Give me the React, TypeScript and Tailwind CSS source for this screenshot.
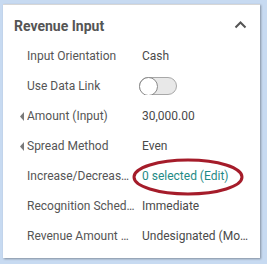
import React from 'react';

interface Row {
  label: string;
  value?: string;
  caret?: boolean;
  kind?: 'toggle' | 'link';
}

const rows: Row[] = [
  { label: 'Input Orientation', value: 'Cash' },
  { label: 'Use Data Link', kind: 'toggle' },
  { label: 'Amount (Input)', value: '30,000.00', caret: true },
  { label: 'Spread Method', value: 'Even', caret: true },
  { label: 'Increase/Decrease Selection', value: '0 selected (Edit)', kind: 'link' },
  { label: 'Recognition Schedule', value: 'Immediate' },
  { label: 'Revenue Amount Designation', value: 'Undesignated (Monthly)' },
];

export default function App() {
  return (
    <div
      className="w-[267px] h-[264px] bg-[#c7daf1] pl-[3px] pt-[4px] overflow-hidden"
      style={{ fontFamily: 'Roboto, "Liberation Sans", sans-serif' }}
    >
      <div className="w-[257px] h-[254px] bg-white border-t border-[#d6d6d6] shadow-[1px_1px_2px_rgba(0,0,0,0.35)]">
        {/* Header */}
        <div className="h-[36px] flex items-start justify-between pl-[11px] pr-[13px] pt-[12px]">
          <h2 className="text-[14px] leading-[18px] font-bold text-[#555]">Revenue Input</h2>
          <svg width="13" height="8" viewBox="0 0 13 8" className="mt-[4px]">
            <path d="M1.5 6.5 L6.5 1.5 L11.5 6.5" fill="none" stroke="#555" strokeWidth="2" />
          </svg>
        </div>

        {/* Rows */}
        <div className="flex flex-col">
          {rows.map((r, i) => (
            <div key={i} className="relative h-[30px] flex items-center text-[12px] text-[#555]">
              <div className="w-[24px] shrink-0 flex justify-end pr-[3px]">
                {r.caret && (
                  <svg width="4" height="9" viewBox="0 0 4 9">
                    <path d="M4 0 L0 4.5 L4 9 Z" fill="#7a7a7a" />
                  </svg>
                )}
              </div>
              <div className="w-[108px] shrink-0 truncate">{r.label}</div>
              <div className="pl-[7px] w-[116px] truncate text-[#4a4a4a]">
                {r.kind === 'toggle' ? (
                  <div className="-ml-[3px] w-[38px] h-[18px] rounded-full bg-[#e8e8e8] border border-[#a8a8a8] flex items-center">
                    <div className="w-[19px] h-[19px] -ml-px rounded-full bg-white border border-[#8a8a8a]" />
                  </div>
                ) : r.kind === 'link' ? (
                  <span className="text-[#1f8a86]">{r.value}</span>
                ) : (
                  r.value
                )}
              </div>
              {r.kind === 'link' && (
                <svg
                  width="112"
                  height="38"
                  viewBox="0 0 112 38"
                  className="absolute left-[129px] top-[-3px] pointer-events-none"
                >
                  <ellipse cx="56" cy="19" rx="54" ry="17" fill="none" stroke="#a51c2a" strokeWidth="3" />
                </svg>
              )}
            </div>
          ))}
        </div>
      </div>
    </div>
  );
}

● **Short task**: Extract all the data above exactly, excluding every picture.

● **Final result**:
Give me the React, TypeScript and Tailwind CSS source for this screenshot.
import React from 'react';

interface Row {
  label: string;
  value?: string;
  caret?: boolean;
  kind?: 'toggle' | 'link';
}

const rows: Row[] = [
  { label: 'Input Orientation', value: 'Cash' },
  { label: 'Use Data Link', kind: 'toggle' },
  { label: 'Amount (Input)', value: '30,000.00', caret: true },
  { label: 'Spread Method', value: 'Even', caret: true },
  { label: 'Increase/Decrease Selection', value: '0 selected (Edit)', kind: 'link' },
  { label: 'Recognition Schedule', value: 'Immediate' },
  { label: 'Revenue Amount Designation', value: 'Undesignated (Monthly)' },
];

export default function App() {
  return (
    <div
      className="w-[267px] h-[264px] bg-[#c7daf1] pl-[3px] pt-[4px] overflow-hidden"
      style={{ fontFamily: 'Roboto, "Liberation Sans", sans-serif' }}
    >
      <div className="w-[257px] h-[254px] bg-white border-t border-[#d6d6d6] shadow-[1px_1px_2px_rgba(0,0,0,0.35)]">
        {/* Header */}
        <div className="h-[36px] flex items-start justify-between pl-[11px] pr-[13px] pt-[12px]">
          <h2 className="text-[14px] leading-[18px] font-bold text-[#555]">Revenue Input</h2>
          <svg width="13" height="8" viewBox="0 0 13 8" className="mt-[4px]">
            <path d="M1.5 6.5 L6.5 1.5 L11.5 6.5" fill="none" stroke="#555" strokeWidth="2" />
          </svg>
        </div>

        {/* Rows */}
        <div className="flex flex-col">
          {rows.map((r, i) => (
            <div key={i} className="relative h-[30px] flex items-center text-[12px] text-[#555]">
              <div className="w-[24px] shrink-0 flex justify-end pr-[3px]">
                {r.caret && (
                  <svg width="4" height="9" viewBox="0 0 4 9">
                    <path d="M4 0 L0 4.5 L4 9 Z" fill="#7a7a7a" />
                  </svg>
                )}
              </div>
              <div className="w-[108px] shrink-0 truncate">{r.label}</div>
              <div className="pl-[7px] w-[116px] truncate text-[#4a4a4a]">
                {r.kind === 'toggle' ? (
                  <div className="-ml-[3px] w-[38px] h-[18px] rounded-full bg-[#e8e8e8] border border-[#a8a8a8] flex items-center">
                    <div className="w-[19px] h-[19px] -ml-px rounded-full bg-white border border-[#8a8a8a]" />
                  </div>
                ) : r.kind === 'link' ? (
                  <span className="text-[#1f8a86]">{r.value}</span>
                ) : (
                  r.value
                )}
              </div>
              {r.kind === 'link' && (
                <svg
                  width="112"
                  height="38"
                  viewBox="0 0 112 38"
                  className="absolute left-[129px] top-[-3px] pointer-events-none"
                >
                  <ellipse cx="56" cy="19" rx="54" ry="17" fill="none" stroke="#a51c2a" strokeWidth="3" />
                </svg>
              )}
            </div>
          ))}
        </div>
      </div>
    </div>
  );
}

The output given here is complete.